--- START INPUT ROWS ---

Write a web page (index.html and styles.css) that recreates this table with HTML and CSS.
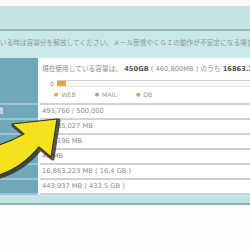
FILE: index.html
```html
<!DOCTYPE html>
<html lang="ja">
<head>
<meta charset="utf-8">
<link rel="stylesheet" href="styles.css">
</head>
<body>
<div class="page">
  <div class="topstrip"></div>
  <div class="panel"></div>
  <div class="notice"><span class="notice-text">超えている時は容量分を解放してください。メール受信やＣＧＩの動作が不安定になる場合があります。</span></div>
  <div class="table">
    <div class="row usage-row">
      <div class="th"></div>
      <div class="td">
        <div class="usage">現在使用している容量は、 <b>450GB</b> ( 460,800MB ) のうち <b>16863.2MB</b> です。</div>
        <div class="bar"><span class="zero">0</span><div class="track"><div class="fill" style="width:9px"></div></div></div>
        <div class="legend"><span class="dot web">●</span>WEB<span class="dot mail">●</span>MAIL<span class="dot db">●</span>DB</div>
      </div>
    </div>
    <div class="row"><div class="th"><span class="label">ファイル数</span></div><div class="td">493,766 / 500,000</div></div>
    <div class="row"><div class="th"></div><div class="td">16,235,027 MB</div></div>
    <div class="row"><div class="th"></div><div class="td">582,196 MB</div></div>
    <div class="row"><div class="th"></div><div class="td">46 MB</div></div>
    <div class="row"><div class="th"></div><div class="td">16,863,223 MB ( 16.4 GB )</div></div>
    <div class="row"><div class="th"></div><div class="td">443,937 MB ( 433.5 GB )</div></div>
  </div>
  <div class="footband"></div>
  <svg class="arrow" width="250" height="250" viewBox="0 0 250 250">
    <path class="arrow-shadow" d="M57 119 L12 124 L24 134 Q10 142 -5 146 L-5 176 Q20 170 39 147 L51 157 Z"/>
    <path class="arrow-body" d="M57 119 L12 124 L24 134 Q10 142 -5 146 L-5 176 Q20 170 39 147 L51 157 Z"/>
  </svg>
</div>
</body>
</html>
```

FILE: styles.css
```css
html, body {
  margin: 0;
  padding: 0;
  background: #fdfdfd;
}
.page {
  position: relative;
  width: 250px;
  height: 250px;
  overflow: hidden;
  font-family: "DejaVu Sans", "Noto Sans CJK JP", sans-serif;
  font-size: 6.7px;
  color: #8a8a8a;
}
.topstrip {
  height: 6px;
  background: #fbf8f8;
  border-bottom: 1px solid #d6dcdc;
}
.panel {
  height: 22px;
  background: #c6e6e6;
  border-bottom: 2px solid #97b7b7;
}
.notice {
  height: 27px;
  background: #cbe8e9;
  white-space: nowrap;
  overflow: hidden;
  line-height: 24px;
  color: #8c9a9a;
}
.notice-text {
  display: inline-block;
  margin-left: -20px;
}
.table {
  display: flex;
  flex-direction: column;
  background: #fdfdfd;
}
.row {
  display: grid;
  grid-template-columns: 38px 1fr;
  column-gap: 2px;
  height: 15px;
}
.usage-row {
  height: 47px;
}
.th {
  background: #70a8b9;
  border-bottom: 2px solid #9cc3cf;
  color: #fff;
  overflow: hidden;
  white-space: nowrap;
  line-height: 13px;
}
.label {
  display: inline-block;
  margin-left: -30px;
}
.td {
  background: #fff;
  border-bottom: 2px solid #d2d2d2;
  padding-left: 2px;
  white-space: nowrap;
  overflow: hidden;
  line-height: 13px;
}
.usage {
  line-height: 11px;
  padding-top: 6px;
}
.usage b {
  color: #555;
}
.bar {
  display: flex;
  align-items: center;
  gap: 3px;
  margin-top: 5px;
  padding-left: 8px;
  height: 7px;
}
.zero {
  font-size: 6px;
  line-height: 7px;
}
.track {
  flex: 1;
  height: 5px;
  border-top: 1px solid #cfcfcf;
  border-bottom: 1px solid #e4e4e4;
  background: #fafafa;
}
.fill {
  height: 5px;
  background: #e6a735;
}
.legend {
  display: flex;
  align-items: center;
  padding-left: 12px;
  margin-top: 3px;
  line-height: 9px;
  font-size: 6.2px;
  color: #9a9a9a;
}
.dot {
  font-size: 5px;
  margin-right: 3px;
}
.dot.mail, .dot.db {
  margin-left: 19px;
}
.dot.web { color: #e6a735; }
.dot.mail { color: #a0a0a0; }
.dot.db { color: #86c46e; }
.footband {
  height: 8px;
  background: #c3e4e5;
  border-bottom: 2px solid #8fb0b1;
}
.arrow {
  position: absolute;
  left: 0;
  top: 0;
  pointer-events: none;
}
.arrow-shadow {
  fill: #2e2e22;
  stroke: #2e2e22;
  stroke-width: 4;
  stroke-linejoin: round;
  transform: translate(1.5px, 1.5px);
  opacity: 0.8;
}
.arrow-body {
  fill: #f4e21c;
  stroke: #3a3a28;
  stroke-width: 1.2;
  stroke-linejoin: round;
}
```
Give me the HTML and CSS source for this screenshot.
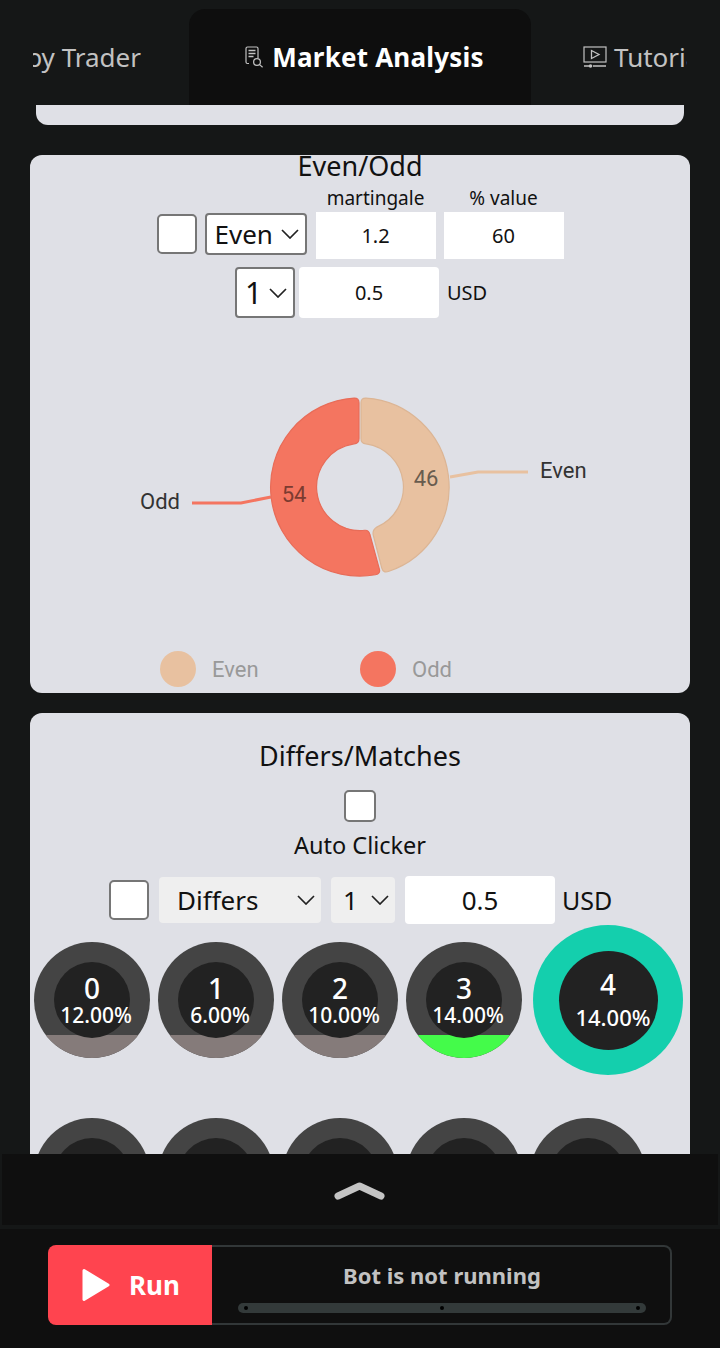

--- END INPUT ROWS ---

» WORK TO COMPLETE: Skip every picture and transcribe the data above exactly.

» RESULT OF THE TASK:
Write a web page (index.html and styles.css) that recreates this table with HTML and CSS.
FILE: index.html
```html
<!DOCTYPE html>
<html lang="ja">
<head>
<meta charset="utf-8">
<link rel="stylesheet" href="styles.css">
</head>
<body>
<div class="page">
  <div class="topstrip"></div>
  <div class="panel"></div>
  <div class="notice"><span class="notice-text">超えている時は容量分を解放してください。メール受信やＣＧＩの動作が不安定になる場合があります。</span></div>
  <div class="table">
    <div class="row usage-row">
      <div class="th"></div>
      <div class="td">
        <div class="usage">現在使用している容量は、 <b>450GB</b> ( 460,800MB ) のうち <b>16863.2MB</b> です。</div>
        <div class="bar"><span class="zero">0</span><div class="track"><div class="fill" style="width:9px"></div></div></div>
        <div class="legend"><span class="dot web">●</span>WEB<span class="dot mail">●</span>MAIL<span class="dot db">●</span>DB</div>
      </div>
    </div>
    <div class="row"><div class="th"><span class="label">ファイル数</span></div><div class="td">493,766 / 500,000</div></div>
    <div class="row"><div class="th"></div><div class="td">16,235,027 MB</div></div>
    <div class="row"><div class="th"></div><div class="td">582,196 MB</div></div>
    <div class="row"><div class="th"></div><div class="td">46 MB</div></div>
    <div class="row"><div class="th"></div><div class="td">16,863,223 MB ( 16.4 GB )</div></div>
    <div class="row"><div class="th"></div><div class="td">443,937 MB ( 433.5 GB )</div></div>
  </div>
  <div class="footband"></div>
  <svg class="arrow" width="250" height="250" viewBox="0 0 250 250">
    <path class="arrow-shadow" d="M57 119 L12 124 L24 134 Q10 142 -5 146 L-5 176 Q20 170 39 147 L51 157 Z"/>
    <path class="arrow-body" d="M57 119 L12 124 L24 134 Q10 142 -5 146 L-5 176 Q20 170 39 147 L51 157 Z"/>
  </svg>
</div>
</body>
</html>
```

FILE: styles.css
```css
html, body {
  margin: 0;
  padding: 0;
  background: #fdfdfd;
}
.page {
  position: relative;
  width: 250px;
  height: 250px;
  overflow: hidden;
  font-family: "DejaVu Sans", "Noto Sans CJK JP", sans-serif;
  font-size: 6.7px;
  color: #8a8a8a;
}
.topstrip {
  height: 6px;
  background: #fbf8f8;
  border-bottom: 1px solid #d6dcdc;
}
.panel {
  height: 22px;
  background: #c6e6e6;
  border-bottom: 2px solid #97b7b7;
}
.notice {
  height: 27px;
  background: #cbe8e9;
  white-space: nowrap;
  overflow: hidden;
  line-height: 24px;
  color: #8c9a9a;
}
.notice-text {
  display: inline-block;
  margin-left: -20px;
}
.table {
  display: flex;
  flex-direction: column;
  background: #fdfdfd;
}
.row {
  display: grid;
  grid-template-columns: 38px 1fr;
  column-gap: 2px;
  height: 15px;
}
.usage-row {
  height: 47px;
}
.th {
  background: #70a8b9;
  border-bottom: 2px solid #9cc3cf;
  color: #fff;
  overflow: hidden;
  white-space: nowrap;
  line-height: 13px;
}
.label {
  display: inline-block;
  margin-left: -30px;
}
.td {
  background: #fff;
  border-bottom: 2px solid #d2d2d2;
  padding-left: 2px;
  white-space: nowrap;
  overflow: hidden;
  line-height: 13px;
}
.usage {
  line-height: 11px;
  padding-top: 6px;
}
.usage b {
  color: #555;
}
.bar {
  display: flex;
  align-items: center;
  gap: 3px;
  margin-top: 5px;
  padding-left: 8px;
  height: 7px;
}
.zero {
  font-size: 6px;
  line-height: 7px;
}
.track {
  flex: 1;
  height: 5px;
  border-top: 1px solid #cfcfcf;
  border-bottom: 1px solid #e4e4e4;
  background: #fafafa;
}
.fill {
  height: 5px;
  background: #e6a735;
}
.legend {
  display: flex;
  align-items: center;
  padding-left: 12px;
  margin-top: 3px;
  line-height: 9px;
  font-size: 6.2px;
  color: #9a9a9a;
}
.dot {
  font-size: 5px;
  margin-right: 3px;
}
.dot.mail, .dot.db {
  margin-left: 19px;
}
.dot.web { color: #e6a735; }
.dot.mail { color: #a0a0a0; }
.dot.db { color: #86c46e; }
.footband {
  height: 8px;
  background: #c3e4e5;
  border-bottom: 2px solid #8fb0b1;
}
.arrow {
  position: absolute;
  left: 0;
  top: 0;
  pointer-events: none;
}
.arrow-shadow {
  fill: #2e2e22;
  stroke: #2e2e22;
  stroke-width: 4;
  stroke-linejoin: round;
  transform: translate(1.5px, 1.5px);
  opacity: 0.8;
}
.arrow-body {
  fill: #f4e21c;
  stroke: #3a3a28;
  stroke-width: 1.2;
  stroke-linejoin: round;
}
```
Give me the HTML and CSS source for this screenshot.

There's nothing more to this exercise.